Witam wszystkich, którzy zajrzą na nasz wątek!
Rozpoczynamy wielkie odliczanie - zostało już tylko 7 dni i w naszym domu pojawi się prześliczna koteczka (rosyjska niebieska).
Wszystko jest już gotowe: drapak, kuweta, transporter, siatka na balkonie itd. Brakuje tylko naszego maleństwa
Szajka, (bo tak nazywa się nasz kotek) urodziła się 12 lutego 2013r. Jej mamą jest śliczna kotka o imieniu Klara.
A teraz chwila wspomnień:
Tak też nazywała się nasza poprzednia kotka. Dzień, a właściwie noc kiedy Klarcia odeszła na drugą stronę Tęczowego Mostu, był najgorszym dniem w moim życiu. Mam wrażenie, że coś we mnie pękło. Czułam ogromny smutek i żal. Żal do weterynarzy, do siebie i do losu. Klarka była z nami prawie 9 lat. Była "zdrowym" kotem. Miała charakter kota "Z piekła rodem" i dzikość serca - tak określił ją weterynarz na pierwszej wizycie wycierając krew z rąk i twarzy. To był nasz ukochany domowy kot bojowy.
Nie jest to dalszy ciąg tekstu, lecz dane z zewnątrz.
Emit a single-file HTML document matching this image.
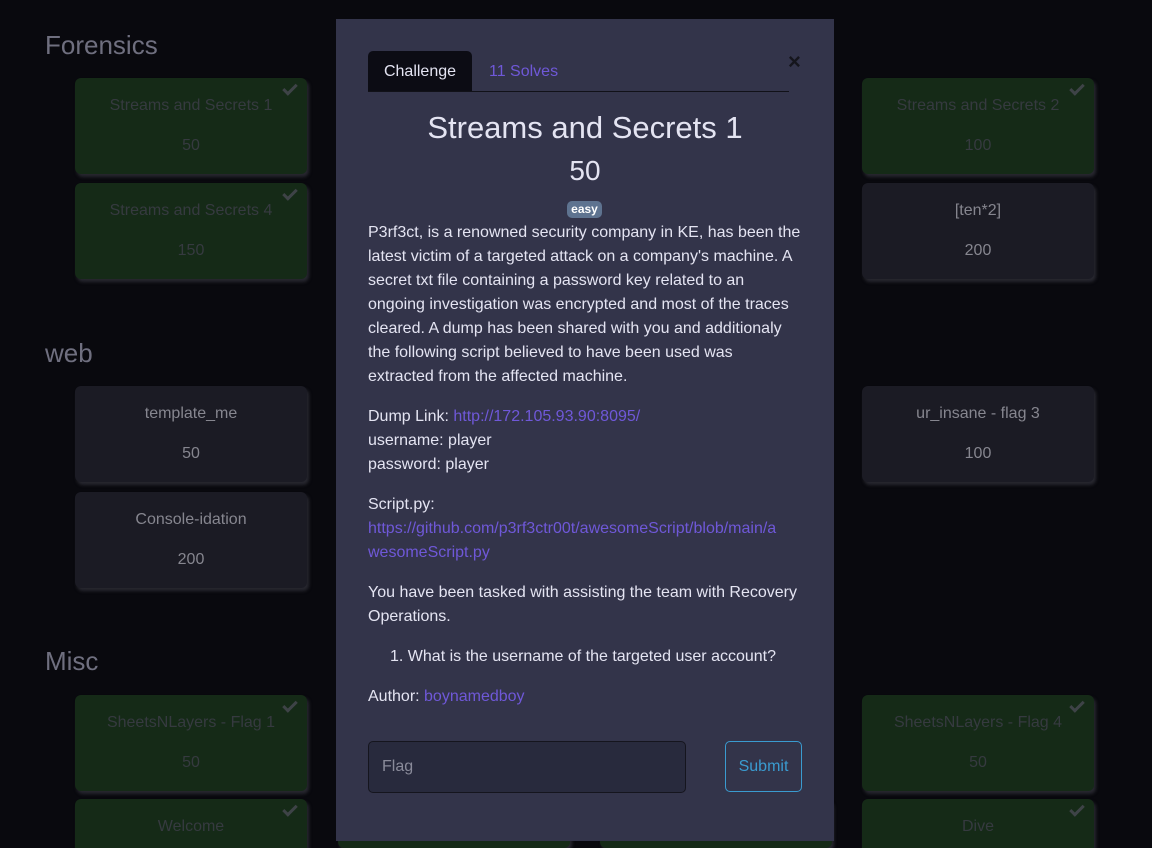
<!DOCTYPE html>
<html style="width:1152px;height:848px;overflow:hidden"><head><style>
*{box-sizing:border-box;margin:0;padding:0}
body{width:1152px;height:848px;background:#09090e;font-family:"Liberation Sans",sans-serif;position:relative;overflow:hidden}
.h{position:absolute;left:45px;font-size:26px;color:#6f6f7f}
.c{position:absolute;width:232px;height:96px;border-radius:6px;text-align:center;font-size:16px;box-shadow:2px 3px 3px rgba(60,60,70,.6)}
.g{background:#152a17;color:#363a40}
.d{background:#1b1b24;color:#86868f}
.c .t{position:absolute;top:19px;left:0;right:0}
.c .p{position:absolute;top:59px;left:0;right:0}
.ck{position:absolute;right:10px;top:6px;width:14px;height:8px;border-left:3px solid #3e4347;border-bottom:3px solid #3e4347;transform:rotate(-45deg)}
.m{position:absolute;left:336px;top:19px;width:498px;height:822px;background:#33344a;color:#e4e4f2;font-size:16px}
a{color:#6f58d8;text-decoration:none}
.bd{position:absolute;left:32px;width:440px;line-height:24px;white-space:nowrap}
</style></head><body>
<div class="h" style="top:30px">Forensics</div>
<div class="h" style="top:338px">web</div>
<div class="h" style="top:646px">Misc</div>

<div class="c g" style="left:75px;top:78px"><div class="ck"></div><div class="t">Streams and Secrets 1</div><div class="p">50</div></div>
<div class="c g" style="left:75px;top:183px"><div class="ck"></div><div class="t">Streams and Secrets 4</div><div class="p">150</div></div>
<div class="c g" style="left:862px;top:78px"><div class="ck"></div><div class="t">Streams and Secrets 2</div><div class="p">100</div></div>
<div class="c d" style="left:862px;top:183px"><div class="t">[ten*2]</div><div class="p">200</div></div>
<div class="c d" style="left:75px;top:386px"><div class="t">template_me</div><div class="p">50</div></div>
<div class="c d" style="left:75px;top:492px"><div class="t">Console-idation</div><div class="p">200</div></div>
<div class="c d" style="left:862px;top:386px"><div class="t">ur_insane - flag 3</div><div class="p">100</div></div>
<div class="c g" style="left:75px;top:695px"><div class="ck"></div><div class="t">SheetsNLayers - Flag 1</div><div class="p">50</div></div>
<div class="c g" style="left:75px;top:799px;height:49px;border-radius:6px 6px 0 0"><div class="ck"></div><div class="t">Welcome</div></div>
<div class="c g" style="left:862px;top:695px"><div class="ck"></div><div class="t">SheetsNLayers - Flag 4</div><div class="p">50</div></div>
<div class="c g" style="left:862px;top:799px;height:49px;border-radius:6px 6px 0 0"><div class="ck"></div><div class="t">Dive</div></div>
<div class="c g" style="left:338px;top:799px;height:49px"></div>
<div class="c g" style="left:600px;top:799px;height:49px"></div>

<div class="m">
 <div style="position:absolute;left:32px;top:32px;width:104px;height:41px;background:#0c0c14;border-radius:5px 5px 0 0;text-align:center;line-height:41px">Challenge</div>
 <div style="position:absolute;left:153px;top:32px;line-height:41px;color:#6f58d8">11 Solves</div>
 <div style="position:absolute;left:32px;top:72px;width:421px;height:1px;background:#111118"></div>
 <div style="position:absolute;left:452px;top:30px;font-size:22px;font-weight:bold;color:#15151c">×</div>
 <div style="position:absolute;left:0;right:0;top:91px;text-align:center;font-size:31px">Streams and Secrets 1</div>
 <div style="position:absolute;left:0;right:0;top:136px;text-align:center;font-size:28px">50</div>
 <div style="position:absolute;left:231px;top:182px;width:35px;height:17px;background:#5e7390;border-radius:5px;font-size:12px;font-weight:bold;text-align:center;line-height:17px;color:#fff">easy</div>
 <div class="bd" style="top:202px">P3rf3ct, is a renowned security company in KE, has been the<br>latest victim of a targeted attack on a company's machine. A<br>secret txt file containing a password key related to an<br>ongoing investigation was encrypted and most of the traces<br>cleared. A dump has been shared with you and additionaly<br>the following script believed to have been used was<br>extracted from the affected machine.</div>
 <div class="bd" style="top:386px">Dump Link: <a>http://172.105.93.90:8095/</a><br>username: player<br>password: player</div>
 <div class="bd" style="top:474px">Script.py:<br><a>https://github.com/p3rf3ctr00t/awesomeScript/blob/main/a<br>wesomeScript.py</a></div>
 <div class="bd" style="top:562px">You have been tasked with assisting the team with Recovery<br>Operations.</div>
 <div class="bd" style="top:626px;left:54px">1. What is the username of the targeted user account?</div>
 <div class="bd" style="top:666px">Author: <a>boynamedboy</a></div>
 <div style="position:absolute;left:32px;top:722px;width:318px;height:52px;background:#282a3d;border:1px solid #15151e;border-radius:5px;padding-left:13px;line-height:50px;color:#8a8b9a">Flag</div>
 <div style="position:absolute;left:389px;top:722px;width:77px;height:51px;border:1px solid #3a9bd0;border-radius:5px;text-align:center;line-height:49px;color:#3a9bd0">Submit</div>
</div>
</body></html>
W okolicy świąt Bożego Narodzenia kotka zaczęła tracić na wadze. W styczniu zaczęło to nas niepokoić i udaliśmy się do kliniki weterynaryjnej i dnia 21 stycznia 2013r. mieliśmy już diagnozę - wielotorbielowatość nerek. W tym dniu zawalił się po raz pierwszy mój spokojny bezpieczny świat. Niestety do zrobienia badań kotu trzeba było podać leki uspokajające i już nie doszła po nich do siebie. Patrzyłam i z dnia na dzień traciłam wiarę w to, że będzie dobrze, że trafi się jakiś cud. Po trzytygodniowej walce w nocy 10 lutego musiałam podjąć najtrudniejszą decyzję w moim życiu i pozwoliłam jej odejść. Właściwie codziennie zastanawiam się dlaczego? Chociaż wiem, że zrobiłam to dla niej to czuję się jakbym ją zawiodła. Byłam z nią do końca, głaskałam, trzymałam za łapkę, szeptałam do uszka, że kocham. Potem był już tylko ból i smutek, smutek który nie słabnie. Klarciu zawsze będziesz miała swoje miejsce w moim sercu, czekaj na mnie za TM, tam się spotkamy.W domu gdzie raz mieszkał kot nie można żyć bez futerka. Po kilku tygodniach postanowiliśmy, że to czas, aby poszukać nowego kotka i już pierwszego dnia znalazłam nasze maleństwo. Koteczkę urodzoną po odejściu naszej Klarynki.